Otherwise it pretty much matches the model... a good thing I think?

More pictures here:

After much deliberation, I've decided to name it XCbot.

Saturday, July 10, 2010

Primary Fab Done

For the past two weeks, I've been waiting for my RS Components order to arrive. If it weren't for all the required fab work, sitting home by the mailbox would have been a real pain.

Most of the order is here though, and I present about 20 hours cutting and drilling.

Below are some details.

This is my Z axis Slider and X idler pulley

Y bearing bar mounts.
I've counterbored the holes for the bar and idler bearing mounts, more on that later.

Y axis motor mount and idler pulley.

My X and Y slider bearings. I'm using part of a Mendel bearing set.

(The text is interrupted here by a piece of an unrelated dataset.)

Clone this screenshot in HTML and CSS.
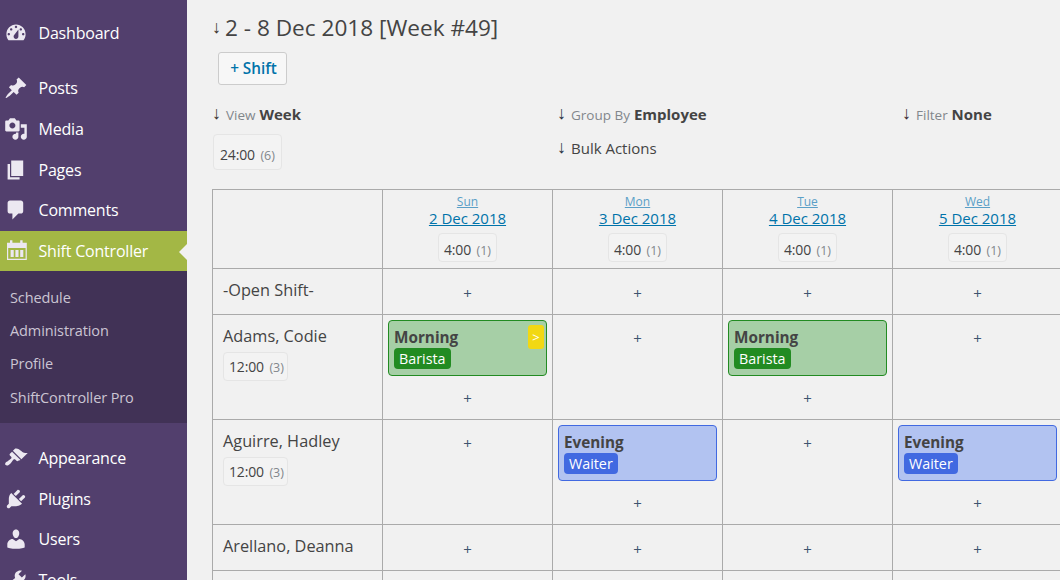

Detail of how I will constrain off-axis movement. The angle mounts are notched to accept the tension bolts as a tight fit. Side play should be eliminated.
It occured to me to weld, but I have a rotozip bit, and using a jig, this seemed easier.

Detail of the Z slider bearing. It's adjustable so I can eliminate off-axis play.

My conterbored Z drive-screw mount.

The Flexlink yoke mounting system.. I'm just waiting on the 6 x 44mm parts to arrive from a DHL hold, to be ready to assemble.

Tools that I used.

Many people may not be aware that a simple chop-saw with carbide teeth makes a great job of cutting aluminium, if a cutting fluid is used.

If you have multiple parts to drill, take a few minutes to make a jig... It makes a world of difference.

This would have been a 100 euro part If I had ordered it from RS Components. It's the drill jig for the 18mm hole for the yoke hardware. It took me about an hour with angle-grinder, welder and drill-press.

To mount and secure my bearings, I counterbored holes in all holding plates... I accomplished this by using a step-drill for the larger bearings, and this great 12mm drill bit for the 12mm bearing bars. I simply aligned the hole, clamped everything and drilled.